_Data block_

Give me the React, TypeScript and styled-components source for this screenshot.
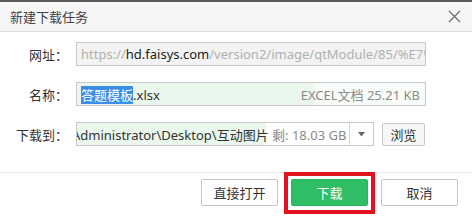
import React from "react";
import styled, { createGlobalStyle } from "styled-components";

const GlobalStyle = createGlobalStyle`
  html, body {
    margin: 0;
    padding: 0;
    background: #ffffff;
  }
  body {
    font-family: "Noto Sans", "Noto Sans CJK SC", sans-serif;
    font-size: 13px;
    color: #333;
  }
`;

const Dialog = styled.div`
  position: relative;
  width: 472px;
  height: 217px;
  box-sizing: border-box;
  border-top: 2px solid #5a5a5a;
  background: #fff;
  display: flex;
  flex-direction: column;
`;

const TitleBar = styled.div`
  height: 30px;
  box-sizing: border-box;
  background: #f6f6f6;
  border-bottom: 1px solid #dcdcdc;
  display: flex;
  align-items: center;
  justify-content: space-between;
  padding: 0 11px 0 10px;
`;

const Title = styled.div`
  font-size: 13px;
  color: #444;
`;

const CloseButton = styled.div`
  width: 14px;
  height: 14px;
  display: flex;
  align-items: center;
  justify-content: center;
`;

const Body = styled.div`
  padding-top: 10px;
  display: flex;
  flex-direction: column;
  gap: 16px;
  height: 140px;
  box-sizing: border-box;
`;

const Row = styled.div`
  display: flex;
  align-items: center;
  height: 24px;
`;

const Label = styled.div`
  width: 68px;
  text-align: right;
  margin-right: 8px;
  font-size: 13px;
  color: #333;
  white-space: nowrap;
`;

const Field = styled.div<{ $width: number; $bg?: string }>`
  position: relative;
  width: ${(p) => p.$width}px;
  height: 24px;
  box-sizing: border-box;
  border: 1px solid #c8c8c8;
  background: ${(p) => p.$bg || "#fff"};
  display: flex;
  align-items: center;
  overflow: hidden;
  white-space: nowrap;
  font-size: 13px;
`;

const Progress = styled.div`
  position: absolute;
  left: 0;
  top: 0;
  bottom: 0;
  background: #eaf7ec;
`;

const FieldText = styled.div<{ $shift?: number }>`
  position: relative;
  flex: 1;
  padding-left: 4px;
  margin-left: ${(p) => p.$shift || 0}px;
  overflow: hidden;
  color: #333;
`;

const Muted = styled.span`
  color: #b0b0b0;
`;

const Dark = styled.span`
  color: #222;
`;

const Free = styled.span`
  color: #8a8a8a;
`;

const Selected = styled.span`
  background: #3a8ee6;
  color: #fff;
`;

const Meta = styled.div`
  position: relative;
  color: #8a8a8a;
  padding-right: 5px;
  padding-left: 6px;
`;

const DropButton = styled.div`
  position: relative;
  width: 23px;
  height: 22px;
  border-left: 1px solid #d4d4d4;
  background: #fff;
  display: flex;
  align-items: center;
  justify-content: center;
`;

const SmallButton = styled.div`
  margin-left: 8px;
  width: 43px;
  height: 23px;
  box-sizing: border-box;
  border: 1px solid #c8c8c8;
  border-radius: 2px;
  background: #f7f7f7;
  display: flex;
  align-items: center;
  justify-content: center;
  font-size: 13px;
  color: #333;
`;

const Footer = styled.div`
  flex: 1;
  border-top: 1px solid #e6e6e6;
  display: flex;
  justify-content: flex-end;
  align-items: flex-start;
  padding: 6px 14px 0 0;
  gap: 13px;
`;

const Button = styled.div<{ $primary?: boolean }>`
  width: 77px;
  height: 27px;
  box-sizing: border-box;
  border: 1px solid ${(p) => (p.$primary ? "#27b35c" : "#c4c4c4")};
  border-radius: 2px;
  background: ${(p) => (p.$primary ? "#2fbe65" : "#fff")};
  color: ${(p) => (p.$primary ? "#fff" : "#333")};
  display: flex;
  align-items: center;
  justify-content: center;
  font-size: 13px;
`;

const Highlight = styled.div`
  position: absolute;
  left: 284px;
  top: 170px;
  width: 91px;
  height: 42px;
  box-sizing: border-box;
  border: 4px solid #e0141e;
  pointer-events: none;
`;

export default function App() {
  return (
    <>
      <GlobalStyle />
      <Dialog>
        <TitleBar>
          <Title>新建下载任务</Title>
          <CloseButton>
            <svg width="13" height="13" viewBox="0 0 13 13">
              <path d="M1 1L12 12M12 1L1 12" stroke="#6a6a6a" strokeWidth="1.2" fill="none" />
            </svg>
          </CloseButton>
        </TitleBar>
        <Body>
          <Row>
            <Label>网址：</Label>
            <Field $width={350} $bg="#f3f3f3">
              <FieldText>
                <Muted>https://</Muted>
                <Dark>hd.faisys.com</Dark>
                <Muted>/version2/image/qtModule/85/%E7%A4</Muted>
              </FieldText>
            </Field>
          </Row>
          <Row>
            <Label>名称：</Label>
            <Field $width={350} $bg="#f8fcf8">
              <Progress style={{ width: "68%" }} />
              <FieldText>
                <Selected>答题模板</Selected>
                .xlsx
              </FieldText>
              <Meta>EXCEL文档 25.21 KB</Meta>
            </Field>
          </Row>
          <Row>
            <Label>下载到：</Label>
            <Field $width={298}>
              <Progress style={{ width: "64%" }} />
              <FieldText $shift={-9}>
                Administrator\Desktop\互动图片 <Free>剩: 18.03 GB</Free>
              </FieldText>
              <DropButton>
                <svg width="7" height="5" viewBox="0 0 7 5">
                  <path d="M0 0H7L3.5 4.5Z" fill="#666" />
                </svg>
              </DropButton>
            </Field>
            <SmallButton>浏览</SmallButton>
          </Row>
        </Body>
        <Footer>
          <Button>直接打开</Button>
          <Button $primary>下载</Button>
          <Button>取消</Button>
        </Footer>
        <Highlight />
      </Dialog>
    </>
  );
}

_The problem_
Repeat the lines above exactly, and keep every picture out.

_Output of the task_
Give me the React, TypeScript and styled-components source for this screenshot.
import React from "react";
import styled, { createGlobalStyle } from "styled-components";

const GlobalStyle = createGlobalStyle`
  html, body {
    margin: 0;
    padding: 0;
    background: #ffffff;
  }
  body {
    font-family: "Noto Sans", "Noto Sans CJK SC", sans-serif;
    font-size: 13px;
    color: #333;
  }
`;

const Dialog = styled.div`
  position: relative;
  width: 472px;
  height: 217px;
  box-sizing: border-box;
  border-top: 2px solid #5a5a5a;
  background: #fff;
  display: flex;
  flex-direction: column;
`;

const TitleBar = styled.div`
  height: 30px;
  box-sizing: border-box;
  background: #f6f6f6;
  border-bottom: 1px solid #dcdcdc;
  display: flex;
  align-items: center;
  justify-content: space-between;
  padding: 0 11px 0 10px;
`;

const Title = styled.div`
  font-size: 13px;
  color: #444;
`;

const CloseButton = styled.div`
  width: 14px;
  height: 14px;
  display: flex;
  align-items: center;
  justify-content: center;
`;

const Body = styled.div`
  padding-top: 10px;
  display: flex;
  flex-direction: column;
  gap: 16px;
  height: 140px;
  box-sizing: border-box;
`;

const Row = styled.div`
  display: flex;
  align-items: center;
  height: 24px;
`;

const Label = styled.div`
  width: 68px;
  text-align: right;
  margin-right: 8px;
  font-size: 13px;
  color: #333;
  white-space: nowrap;
`;

const Field = styled.div<{ $width: number; $bg?: string }>`
  position: relative;
  width: ${(p) => p.$width}px;
  height: 24px;
  box-sizing: border-box;
  border: 1px solid #c8c8c8;
  background: ${(p) => p.$bg || "#fff"};
  display: flex;
  align-items: center;
  overflow: hidden;
  white-space: nowrap;
  font-size: 13px;
`;

const Progress = styled.div`
  position: absolute;
  left: 0;
  top: 0;
  bottom: 0;
  background: #eaf7ec;
`;

const FieldText = styled.div<{ $shift?: number }>`
  position: relative;
  flex: 1;
  padding-left: 4px;
  margin-left: ${(p) => p.$shift || 0}px;
  overflow: hidden;
  color: #333;
`;

const Muted = styled.span`
  color: #b0b0b0;
`;

const Dark = styled.span`
  color: #222;
`;

const Free = styled.span`
  color: #8a8a8a;
`;

const Selected = styled.span`
  background: #3a8ee6;
  color: #fff;
`;

const Meta = styled.div`
  position: relative;
  color: #8a8a8a;
  padding-right: 5px;
  padding-left: 6px;
`;

const DropButton = styled.div`
  position: relative;
  width: 23px;
  height: 22px;
  border-left: 1px solid #d4d4d4;
  background: #fff;
  display: flex;
  align-items: center;
  justify-content: center;
`;

const SmallButton = styled.div`
  margin-left: 8px;
  width: 43px;
  height: 23px;
  box-sizing: border-box;
  border: 1px solid #c8c8c8;
  border-radius: 2px;
  background: #f7f7f7;
  display: flex;
  align-items: center;
  justify-content: center;
  font-size: 13px;
  color: #333;
`;

const Footer = styled.div`
  flex: 1;
  border-top: 1px solid #e6e6e6;
  display: flex;
  justify-content: flex-end;
  align-items: flex-start;
  padding: 6px 14px 0 0;
  gap: 13px;
`;

const Button = styled.div<{ $primary?: boolean }>`
  width: 77px;
  height: 27px;
  box-sizing: border-box;
  border: 1px solid ${(p) => (p.$primary ? "#27b35c" : "#c4c4c4")};
  border-radius: 2px;
  background: ${(p) => (p.$primary ? "#2fbe65" : "#fff")};
  color: ${(p) => (p.$primary ? "#fff" : "#333")};
  display: flex;
  align-items: center;
  justify-content: center;
  font-size: 13px;
`;

const Highlight = styled.div`
  position: absolute;
  left: 284px;
  top: 170px;
  width: 91px;
  height: 42px;
  box-sizing: border-box;
  border: 4px solid #e0141e;
  pointer-events: none;
`;

export default function App() {
  return (
    <>
      <GlobalStyle />
      <Dialog>
        <TitleBar>
          <Title>新建下载任务</Title>
          <CloseButton>
            <svg width="13" height="13" viewBox="0 0 13 13">
              <path d="M1 1L12 12M12 1L1 12" stroke="#6a6a6a" strokeWidth="1.2" fill="none" />
            </svg>
          </CloseButton>
        </TitleBar>
        <Body>
          <Row>
            <Label>网址：</Label>
            <Field $width={350} $bg="#f3f3f3">
              <FieldText>
                <Muted>https://</Muted>
                <Dark>hd.faisys.com</Dark>
                <Muted>/version2/image/qtModule/85/%E7%A4</Muted>
              </FieldText>
            </Field>
          </Row>
          <Row>
            <Label>名称：</Label>
            <Field $width={350} $bg="#f8fcf8">
              <Progress style={{ width: "68%" }} />
              <FieldText>
                <Selected>答题模板</Selected>
                .xlsx
              </FieldText>
              <Meta>EXCEL文档 25.21 KB</Meta>
            </Field>
          </Row>
          <Row>
            <Label>下载到：</Label>
            <Field $width={298}>
              <Progress style={{ width: "64%" }} />
              <FieldText $shift={-9}>
                Administrator\Desktop\互动图片 <Free>剩: 18.03 GB</Free>
              </FieldText>
              <DropButton>
                <svg width="7" height="5" viewBox="0 0 7 5">
                  <path d="M0 0H7L3.5 4.5Z" fill="#666" />
                </svg>
              </DropButton>
            </Field>
            <SmallButton>浏览</SmallButton>
          </Row>
        </Body>
        <Footer>
          <Button>直接打开</Button>
          <Button $primary>下载</Button>
          <Button>取消</Button>
        </Footer>
        <Highlight />
      </Dialog>
    </>
  );
}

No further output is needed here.